I do not glorify the Soviet system of music instruction. (The curriculum was too rigid; I should not have spent a whole year on Goltermann.) One thing I do applaud: there was a common understanding of what good technique entailed and in what sequence it should be taught. This did not impede musicality or joy; my classmates at the music school delighted in what they were doing, partly because they were learning to do it well. The performance before the jury was scary but also exciting. (If I remember correctly, the jury recognized expressiveness as well as technique.) My musical experience there was by no means limited to music school; I attended many concerts on my own, including performances by Gutman herself. Her performance of the Shostakovich sonata stands out among my memories.
What does this have to do with assessment in the arts? A certain kind of standardization at the beginning levels, conducted in the right spirit, for the right reasons, and with room for exceptions, would help young students enormously. Now, music instruction in schools takes many forms and directions.

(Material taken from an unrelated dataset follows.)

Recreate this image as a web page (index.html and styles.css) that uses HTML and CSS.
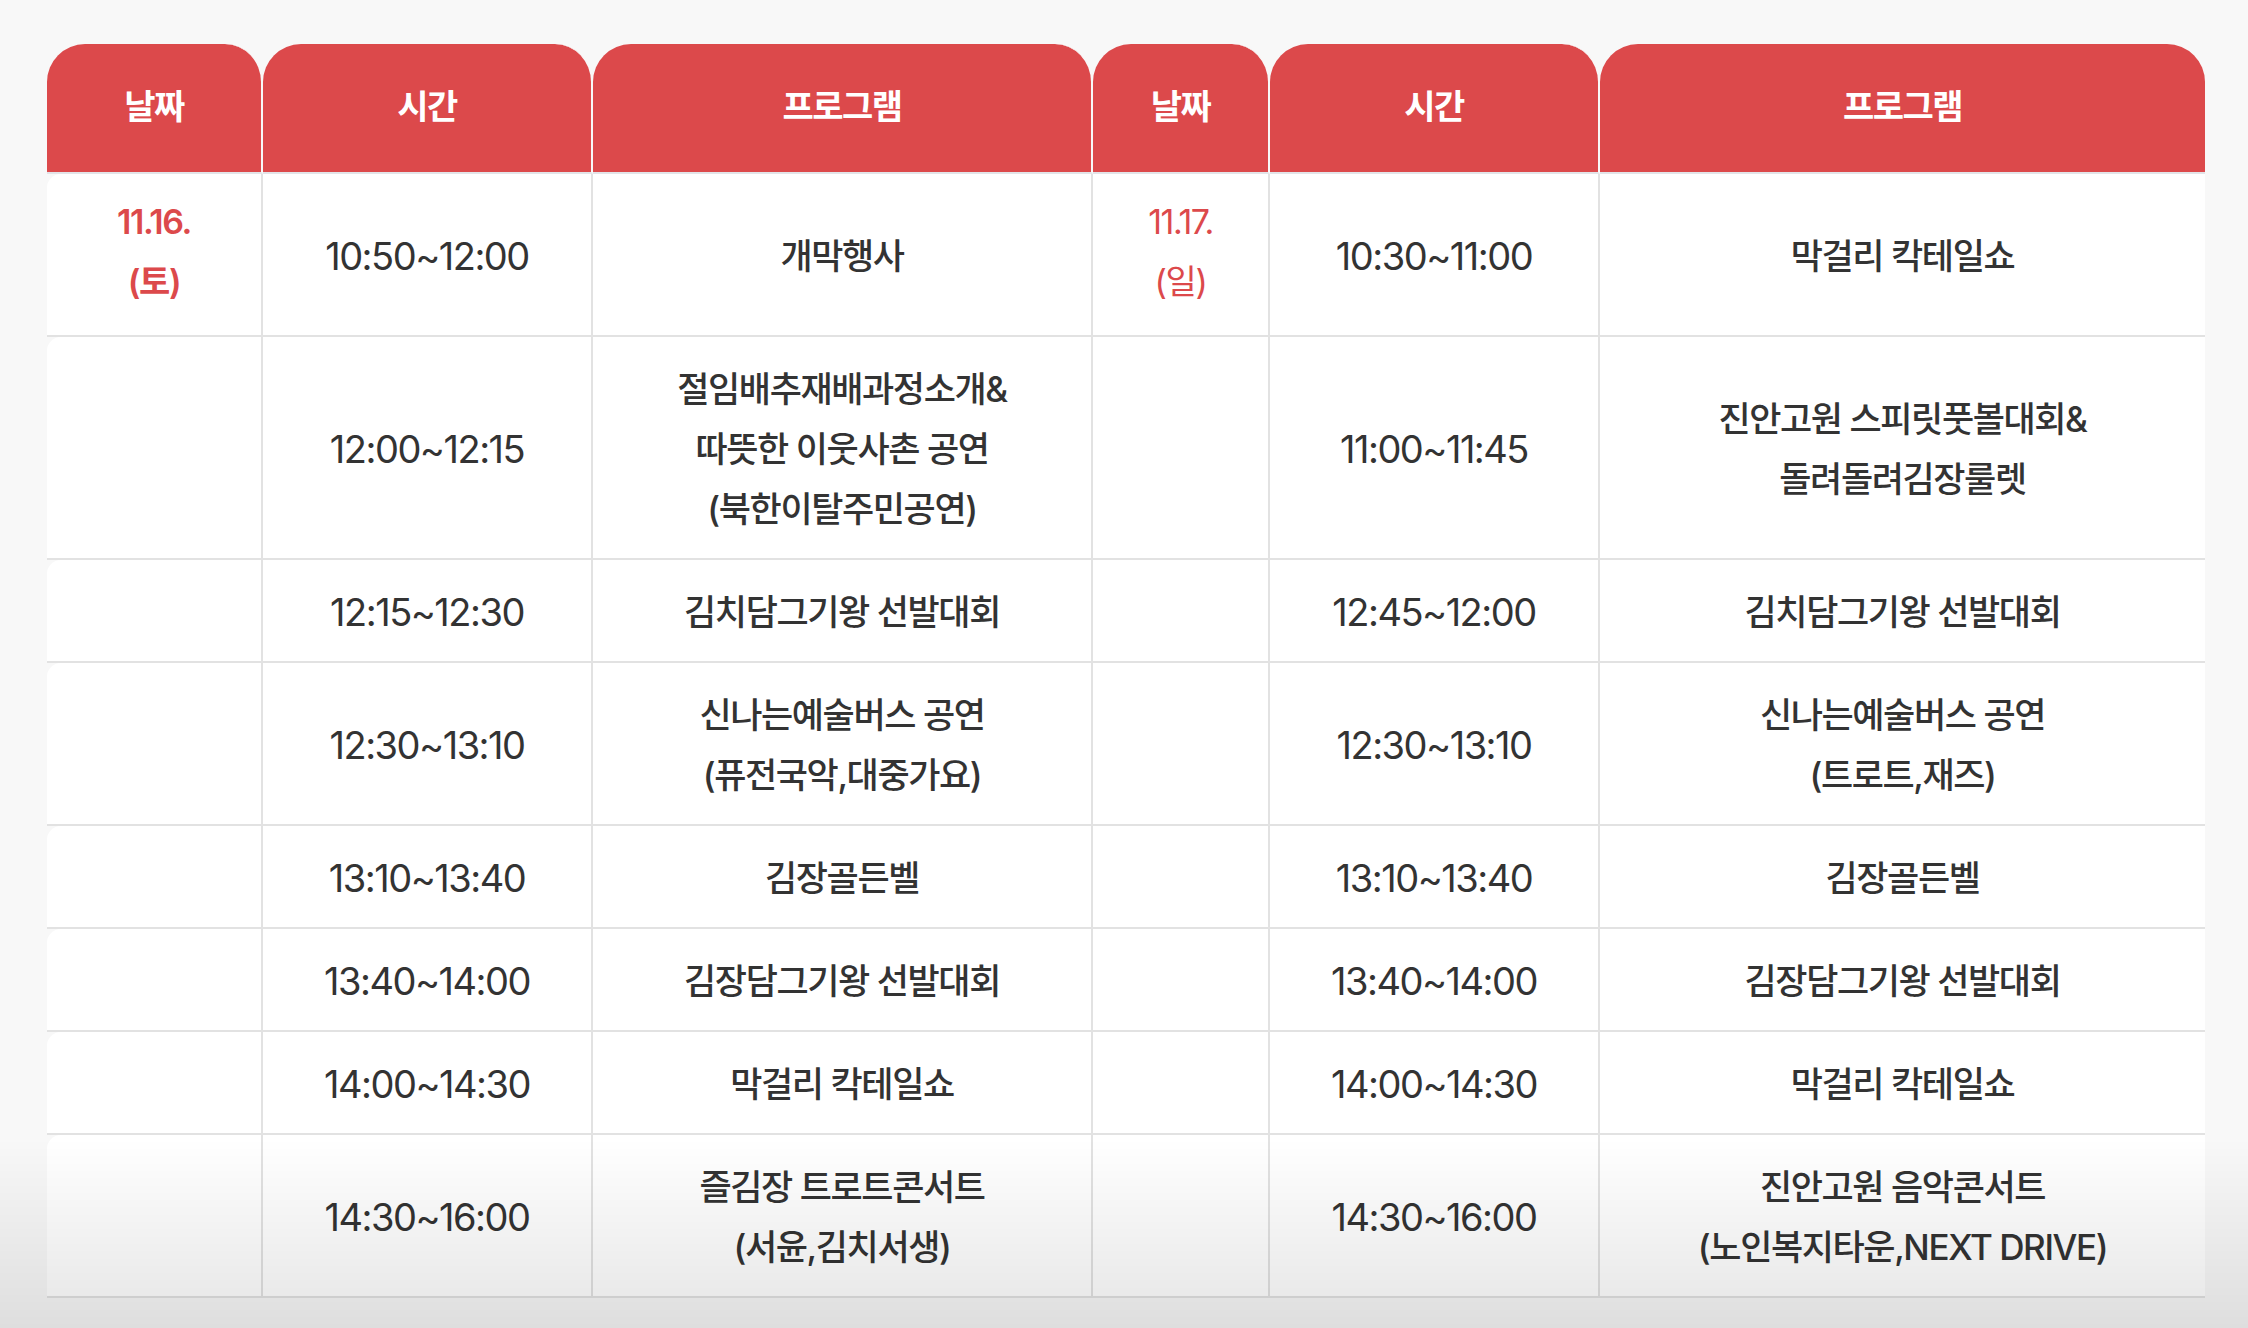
FILE: index.html
```html
<!DOCTYPE html>
<html lang="ko">
<head>
<meta charset="utf-8">
<title>행사 프로그램</title>
<link rel="stylesheet" href="styles.css">
</head>
<body>
<main class="page">
  <table class="schedule">
    <colgroup>
      <col class="c-date"><col class="c-time"><col class="c-prog">
      <col class="c-date2"><col class="c-time"><col class="c-prog2">
    </colgroup>
    <thead>
      <tr>
        <th>날짜</th><th>시간</th><th>프로그램</th>
        <th>날짜</th><th>시간</th><th class="last">프로그램</th>
      </tr>
    </thead>
    <tbody>
      <tr>
        <td class="date strong">11.16.<br>(토)</td>
        <td class="time">10:50~12:00</td>
        <td>개막행사</td>
        <td class="date">11.17.<br>(일)</td>
        <td class="time">10:30~11:00</td>
        <td class="last">막걸리 칵테일쇼</td>
      </tr>
      <tr>
        <td class="date"></td>
        <td class="time">12:00~12:15</td>
        <td>절임배추재배과정소개&amp;<br>따뜻한 이웃사촌 공연<br>(북한이탈주민공연)</td>
        <td></td>
        <td class="time">11:00~11:45</td>
        <td class="last">진안고원 스피릿풋볼대회&amp;<br>돌려돌려김장룰렛</td>
      </tr>
      <tr>
        <td class="date"></td>
        <td class="time">12:15~12:30</td>
        <td>김치담그기왕 선발대회</td>
        <td></td>
        <td class="time">12:45~12:00</td>
        <td class="last">김치담그기왕 선발대회</td>
      </tr>
      <tr>
        <td class="date"></td>
        <td class="time">12:30~13:10</td>
        <td>신나는예술버스 공연<br>(퓨전국악,대중가요)</td>
        <td></td>
        <td class="time">12:30~13:10</td>
        <td class="last">신나는예술버스 공연<br>(트로트,재즈)</td>
      </tr>
      <tr>
        <td class="date"></td>
        <td class="time">13:10~13:40</td>
        <td>김장골든벨</td>
        <td></td>
        <td class="time">13:10~13:40</td>
        <td class="last">김장골든벨</td>
      </tr>
      <tr>
        <td class="date"></td>
        <td class="time">13:40~14:00</td>
        <td>김장담그기왕 선발대회</td>
        <td></td>
        <td class="time">13:40~14:00</td>
        <td class="last">김장담그기왕 선발대회</td>
      </tr>
      <tr>
        <td class="date"></td>
        <td class="time">14:00~14:30</td>
        <td>막걸리 칵테일쇼</td>
        <td></td>
        <td class="time">14:00~14:30</td>
        <td class="last">막걸리 칵테일쇼</td>
      </tr>
      <tr>
        <td class="date"></td>
        <td class="time">14:30~16:00</td>
        <td>즐김장 트로트콘서트<br>(서윤,김치서생)</td>
        <td></td>
        <td class="time">14:30~16:00</td>
        <td class="last">진안고원 음악콘서트<br>(노인복지타운,NEXT DRIVE)</td>
      </tr>
    </tbody>
  </table>
</main>
</body>
</html>
```
FILE: styles.css
```css
html, body {
  margin: 0;
  padding: 0;
  background: #f8f8f8;
}

body {
  font-family: Inter, "Noto Sans CJK KR", sans-serif;
  color: #333333;
}

body::after {
  content: "";
  position: fixed;
  left: 0;
  right: 0;
  bottom: 0;
  height: 190px;
  background: linear-gradient(to bottom, rgba(0, 0, 0, 0) 0%, rgba(0, 0, 0, 0.1) 100%);
  pointer-events: none;
}

.page {
  padding: 44px 43px 40px 47px;
}

.schedule {
  width: 2158px;
  border-collapse: separate;
  border-spacing: 0;
  table-layout: fixed;
}

.c-date { width: 216px; }
.c-time { width: 330px; }
.c-prog { width: 500px; }
.c-date2 { width: 177px; }
.c-prog2 { width: 605px; }

.schedule th {
  height: 130px;
  padding: 0 0 8px;
  box-sizing: border-box;
  background: #dc494b;
  color: #ffffff;
  font-size: 34px;
  font-weight: 700;
  letter-spacing: -1.5px;
  text-align: center;
  border-radius: 38px 38px 0 0;
  border-right: 2px solid #f8f8f8;
  border-bottom: 2px solid #e2e4e8;
}

.schedule th.last {
  border-right: none;
}

.schedule td {
  padding: 22px 8px 19px;
  background: #ffffff;
  font-size: 35px;
  font-weight: 500;
  line-height: 60px;
  letter-spacing: -1.4px;
  text-align: center;
  vertical-align: middle;
  border-right: 2px solid #e2e2e2;
  border-bottom: 2px solid #e2e2e2;
}

.schedule td.time {
  font-size: 38px;
  font-weight: 400;
  letter-spacing: -1.5px;
}

.schedule td.last {
  border-right: none;
}

.schedule td:first-child {
  border-top-left-radius: 14px;
}

.schedule td.date {
  padding-top: 18px;
  padding-bottom: 23px;
  font-size: 34px;
  font-weight: 400;
  color: #dc494b;
}

.schedule td.strong {
  font-weight: 600;
}
```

A school may lack resources for instrumental instruction, so it may focus on singing (granted, the voice is an instrument), theory, music appreciation, and music history. Or it may offer band and orchestra electives to those who already play. That’s a separate issue in itself; since music instruction can mean so many different things, there’s no single test, multiple-choice or otherwise, that can measure it. But let’s say a school does offer violin, cello, piano, trumpet, and other lessons. Shouldn’t it have a clear understanding of what the basics are, an understanding that it shares with other schools? Shouldn’t it have a way of testing the students along the way, to make sure they’re learning properly? Wouldn’t this open up possibilities for students, instead of closing them off?